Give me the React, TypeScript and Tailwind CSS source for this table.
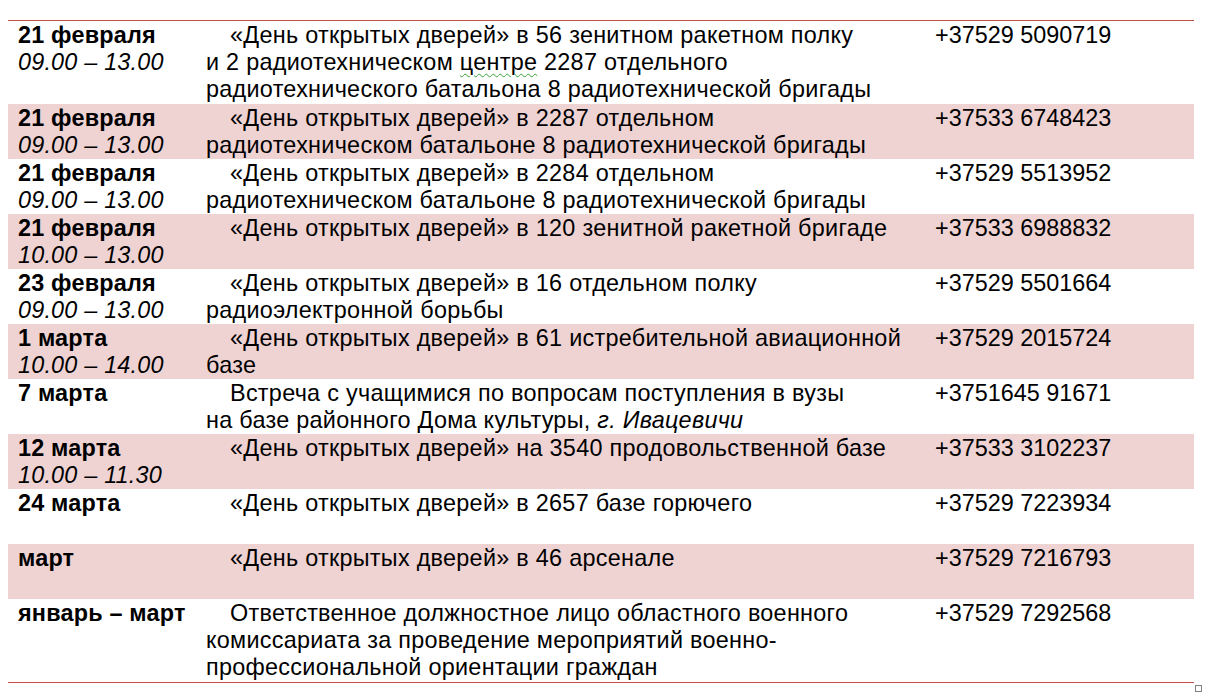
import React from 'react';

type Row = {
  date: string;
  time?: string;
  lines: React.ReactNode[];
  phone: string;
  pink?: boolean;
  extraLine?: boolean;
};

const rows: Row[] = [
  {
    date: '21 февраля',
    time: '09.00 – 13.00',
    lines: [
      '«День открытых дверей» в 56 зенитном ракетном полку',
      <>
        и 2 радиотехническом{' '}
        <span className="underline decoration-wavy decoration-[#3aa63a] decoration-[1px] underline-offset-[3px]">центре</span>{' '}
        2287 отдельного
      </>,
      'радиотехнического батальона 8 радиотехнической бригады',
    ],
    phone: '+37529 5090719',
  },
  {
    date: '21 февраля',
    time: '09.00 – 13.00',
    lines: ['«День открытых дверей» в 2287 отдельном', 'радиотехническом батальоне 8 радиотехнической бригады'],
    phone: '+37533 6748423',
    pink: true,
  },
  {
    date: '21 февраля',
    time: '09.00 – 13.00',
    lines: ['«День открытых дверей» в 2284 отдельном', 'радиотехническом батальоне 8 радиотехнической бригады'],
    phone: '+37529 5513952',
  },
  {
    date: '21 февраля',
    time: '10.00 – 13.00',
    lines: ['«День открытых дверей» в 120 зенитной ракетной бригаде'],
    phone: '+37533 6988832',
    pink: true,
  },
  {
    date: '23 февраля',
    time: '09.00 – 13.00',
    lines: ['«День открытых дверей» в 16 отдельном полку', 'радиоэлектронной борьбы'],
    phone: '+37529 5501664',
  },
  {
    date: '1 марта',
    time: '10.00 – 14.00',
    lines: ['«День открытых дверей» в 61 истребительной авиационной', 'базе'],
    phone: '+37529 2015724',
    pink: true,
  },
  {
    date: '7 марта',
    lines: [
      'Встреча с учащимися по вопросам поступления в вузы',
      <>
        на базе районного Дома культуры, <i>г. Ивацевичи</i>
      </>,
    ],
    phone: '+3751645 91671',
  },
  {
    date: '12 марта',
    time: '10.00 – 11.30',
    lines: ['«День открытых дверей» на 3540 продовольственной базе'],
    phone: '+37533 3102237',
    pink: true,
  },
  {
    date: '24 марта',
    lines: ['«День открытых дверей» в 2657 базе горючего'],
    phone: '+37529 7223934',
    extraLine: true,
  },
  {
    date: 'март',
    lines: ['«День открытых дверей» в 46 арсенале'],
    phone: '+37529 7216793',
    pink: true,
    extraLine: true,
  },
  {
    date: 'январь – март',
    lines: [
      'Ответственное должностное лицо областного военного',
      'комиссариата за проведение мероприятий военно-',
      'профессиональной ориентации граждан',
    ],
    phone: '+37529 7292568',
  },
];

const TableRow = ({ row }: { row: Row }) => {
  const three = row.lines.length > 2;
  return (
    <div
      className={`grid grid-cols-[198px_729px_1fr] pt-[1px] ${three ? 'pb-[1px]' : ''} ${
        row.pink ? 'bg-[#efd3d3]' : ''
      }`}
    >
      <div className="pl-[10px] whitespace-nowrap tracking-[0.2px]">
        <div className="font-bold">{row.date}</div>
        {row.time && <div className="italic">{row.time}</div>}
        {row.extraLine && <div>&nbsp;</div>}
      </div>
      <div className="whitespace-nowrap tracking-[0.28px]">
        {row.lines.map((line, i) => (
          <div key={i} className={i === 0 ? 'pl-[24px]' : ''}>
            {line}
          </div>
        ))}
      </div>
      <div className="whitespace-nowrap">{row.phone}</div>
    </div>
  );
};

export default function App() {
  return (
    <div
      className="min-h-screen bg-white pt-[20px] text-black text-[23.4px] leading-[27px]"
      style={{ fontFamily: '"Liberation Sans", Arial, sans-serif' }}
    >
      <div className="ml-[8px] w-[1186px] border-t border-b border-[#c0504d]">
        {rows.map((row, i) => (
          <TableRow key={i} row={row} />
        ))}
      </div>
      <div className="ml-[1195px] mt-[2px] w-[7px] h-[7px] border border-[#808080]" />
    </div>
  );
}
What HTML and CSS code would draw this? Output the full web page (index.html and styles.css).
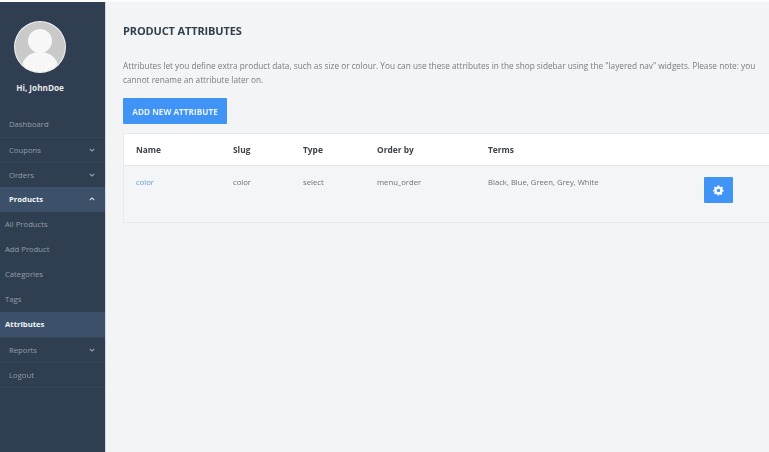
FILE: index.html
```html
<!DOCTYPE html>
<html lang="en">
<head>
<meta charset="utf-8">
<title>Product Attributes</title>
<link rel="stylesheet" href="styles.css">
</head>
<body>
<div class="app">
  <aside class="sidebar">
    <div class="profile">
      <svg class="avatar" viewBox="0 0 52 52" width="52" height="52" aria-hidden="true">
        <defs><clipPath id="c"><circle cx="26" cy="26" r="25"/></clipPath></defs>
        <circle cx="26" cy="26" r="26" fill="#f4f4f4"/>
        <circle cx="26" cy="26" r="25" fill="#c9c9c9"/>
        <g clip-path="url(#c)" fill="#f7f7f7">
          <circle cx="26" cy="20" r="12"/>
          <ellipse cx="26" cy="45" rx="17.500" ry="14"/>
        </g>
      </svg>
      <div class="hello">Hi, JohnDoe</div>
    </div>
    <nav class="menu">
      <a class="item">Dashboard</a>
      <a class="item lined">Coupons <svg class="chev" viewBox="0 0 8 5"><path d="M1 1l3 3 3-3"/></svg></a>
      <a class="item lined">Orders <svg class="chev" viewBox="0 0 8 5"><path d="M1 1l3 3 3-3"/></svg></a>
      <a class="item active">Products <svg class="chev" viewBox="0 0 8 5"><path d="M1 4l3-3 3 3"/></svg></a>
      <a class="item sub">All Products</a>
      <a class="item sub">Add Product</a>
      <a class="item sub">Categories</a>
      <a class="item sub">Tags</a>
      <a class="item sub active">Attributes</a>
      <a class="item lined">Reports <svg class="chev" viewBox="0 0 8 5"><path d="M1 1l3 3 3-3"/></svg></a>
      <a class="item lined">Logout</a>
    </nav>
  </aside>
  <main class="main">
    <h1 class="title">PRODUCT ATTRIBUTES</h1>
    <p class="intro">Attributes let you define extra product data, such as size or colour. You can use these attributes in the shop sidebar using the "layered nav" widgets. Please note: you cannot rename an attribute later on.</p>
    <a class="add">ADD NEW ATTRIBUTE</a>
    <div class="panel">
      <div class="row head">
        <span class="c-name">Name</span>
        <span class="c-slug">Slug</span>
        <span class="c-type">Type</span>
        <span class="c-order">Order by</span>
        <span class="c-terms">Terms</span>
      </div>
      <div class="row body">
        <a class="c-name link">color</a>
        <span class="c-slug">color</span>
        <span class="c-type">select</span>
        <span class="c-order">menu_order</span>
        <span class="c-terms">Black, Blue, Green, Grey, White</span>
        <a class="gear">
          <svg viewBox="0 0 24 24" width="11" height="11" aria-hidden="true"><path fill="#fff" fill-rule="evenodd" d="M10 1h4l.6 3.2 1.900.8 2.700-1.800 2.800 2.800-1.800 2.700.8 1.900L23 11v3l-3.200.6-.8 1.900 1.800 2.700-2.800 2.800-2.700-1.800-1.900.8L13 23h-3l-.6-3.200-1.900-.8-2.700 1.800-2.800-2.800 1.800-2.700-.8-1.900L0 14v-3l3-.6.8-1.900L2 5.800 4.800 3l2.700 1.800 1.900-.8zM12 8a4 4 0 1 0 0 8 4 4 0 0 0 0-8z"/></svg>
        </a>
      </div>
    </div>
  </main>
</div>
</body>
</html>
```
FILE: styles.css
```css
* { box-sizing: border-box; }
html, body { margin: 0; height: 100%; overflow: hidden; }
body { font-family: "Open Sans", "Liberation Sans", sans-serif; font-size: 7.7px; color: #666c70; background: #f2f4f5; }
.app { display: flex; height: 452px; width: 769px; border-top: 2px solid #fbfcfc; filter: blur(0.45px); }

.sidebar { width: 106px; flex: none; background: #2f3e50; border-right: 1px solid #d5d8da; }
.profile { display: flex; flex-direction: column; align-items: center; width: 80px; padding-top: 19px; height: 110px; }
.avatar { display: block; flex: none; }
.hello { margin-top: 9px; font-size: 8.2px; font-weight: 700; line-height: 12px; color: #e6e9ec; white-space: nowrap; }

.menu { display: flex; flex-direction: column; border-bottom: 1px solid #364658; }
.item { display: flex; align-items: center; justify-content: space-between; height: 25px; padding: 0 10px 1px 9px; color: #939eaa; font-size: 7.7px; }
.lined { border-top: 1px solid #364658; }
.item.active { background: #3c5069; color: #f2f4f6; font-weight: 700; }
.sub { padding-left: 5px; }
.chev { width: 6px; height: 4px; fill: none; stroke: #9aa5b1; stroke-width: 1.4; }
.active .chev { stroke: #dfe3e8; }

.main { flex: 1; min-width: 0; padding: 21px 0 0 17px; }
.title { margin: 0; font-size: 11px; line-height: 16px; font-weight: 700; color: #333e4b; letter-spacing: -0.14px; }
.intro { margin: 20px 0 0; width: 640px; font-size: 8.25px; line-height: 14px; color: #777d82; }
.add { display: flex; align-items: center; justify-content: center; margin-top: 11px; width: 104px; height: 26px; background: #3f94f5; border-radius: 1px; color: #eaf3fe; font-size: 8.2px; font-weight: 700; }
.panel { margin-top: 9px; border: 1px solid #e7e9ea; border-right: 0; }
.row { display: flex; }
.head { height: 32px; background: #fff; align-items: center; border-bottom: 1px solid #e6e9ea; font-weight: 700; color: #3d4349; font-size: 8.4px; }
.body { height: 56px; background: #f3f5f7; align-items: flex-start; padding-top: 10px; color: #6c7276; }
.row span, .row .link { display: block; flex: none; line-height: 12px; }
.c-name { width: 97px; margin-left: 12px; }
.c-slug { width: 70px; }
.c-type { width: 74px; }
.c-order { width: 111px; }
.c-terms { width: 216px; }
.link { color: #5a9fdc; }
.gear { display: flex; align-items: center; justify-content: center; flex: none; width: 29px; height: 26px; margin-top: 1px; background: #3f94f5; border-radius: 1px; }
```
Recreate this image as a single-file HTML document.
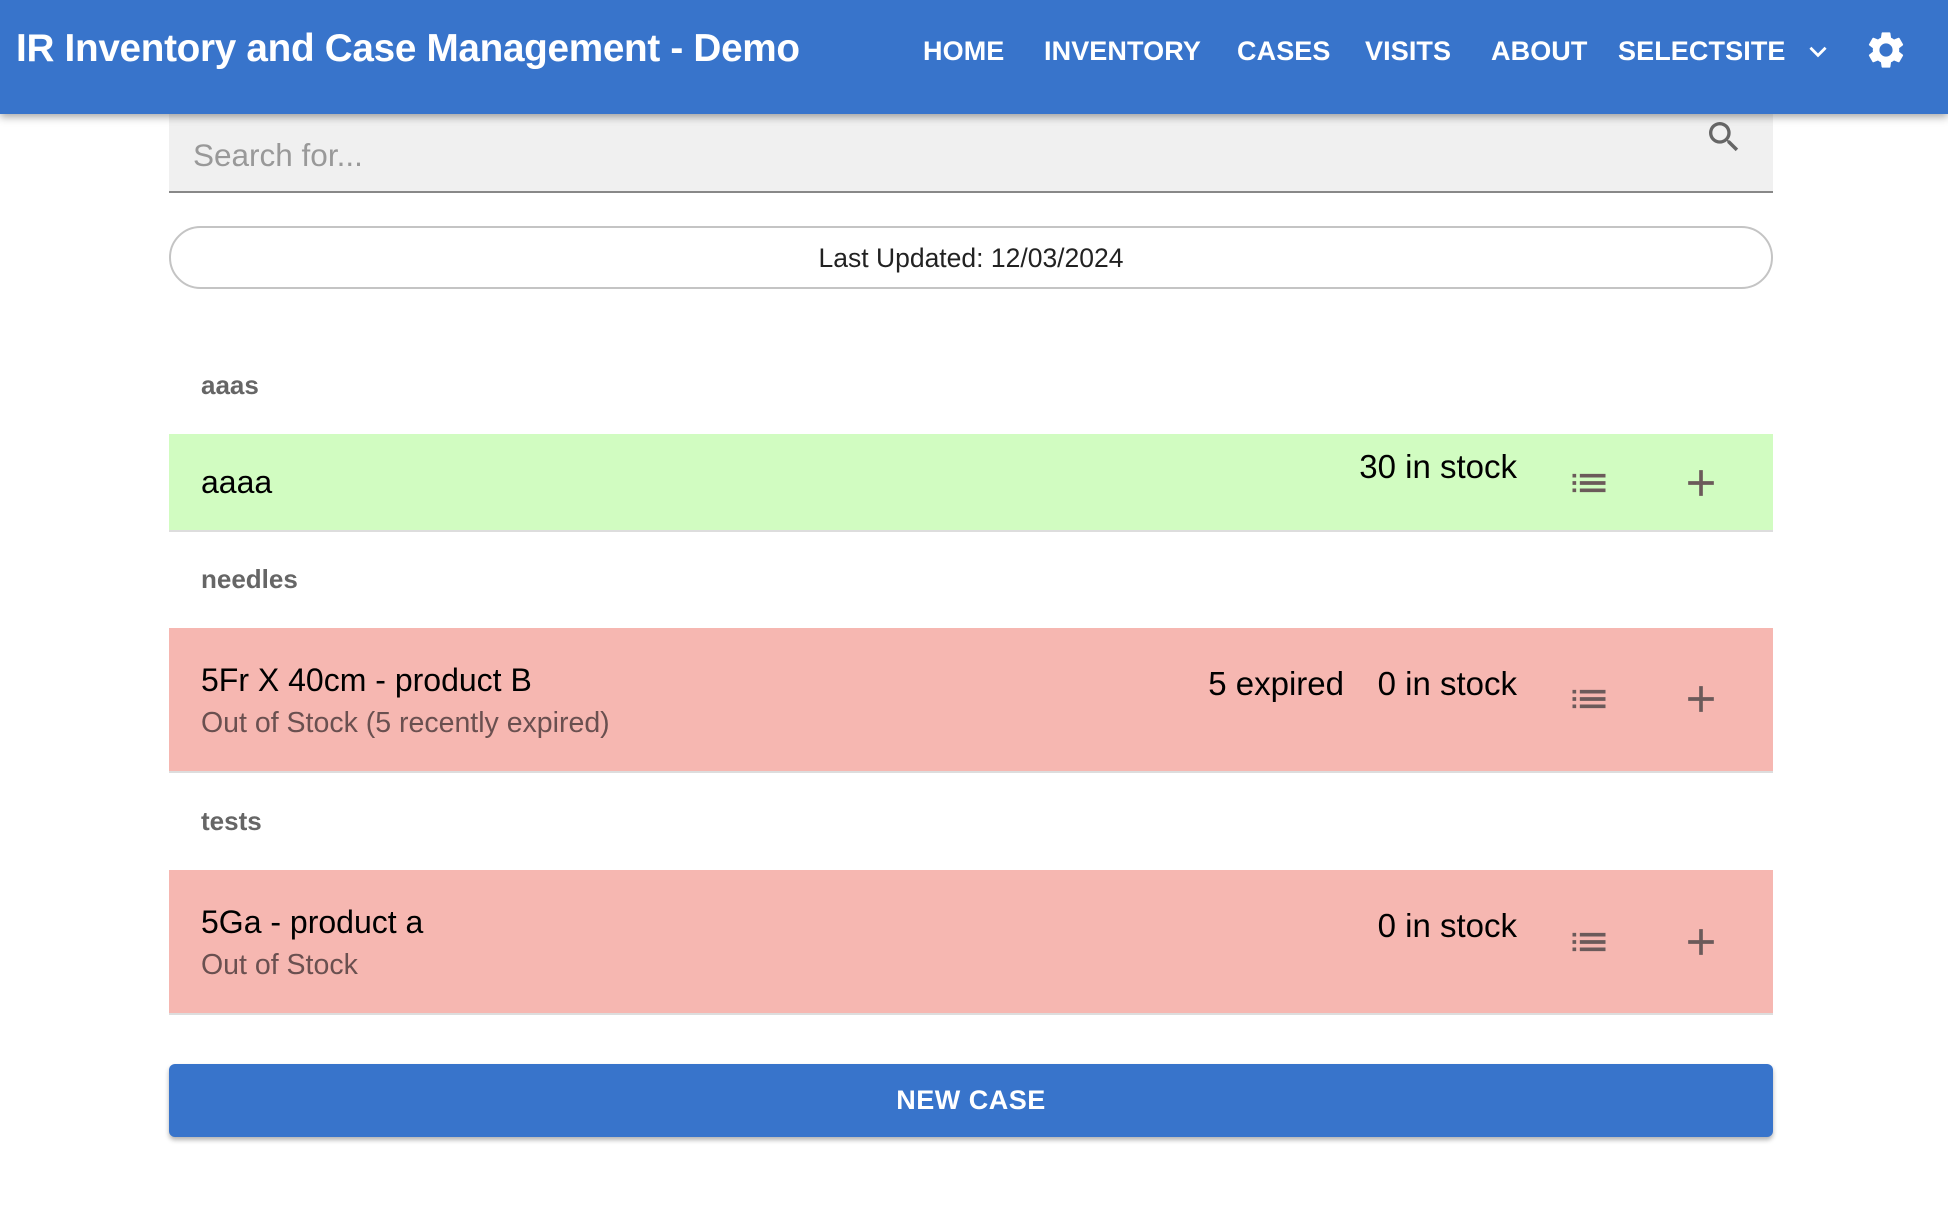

_ _ _ _

- YOUR GOAL
Looking at the data above, show all lines where the word "index" occurs.

- ANSWER TO THIS PROBLEM
What HTML and CSS code would draw this? Output the full web page (index.html and styles.css).
FILE: index.html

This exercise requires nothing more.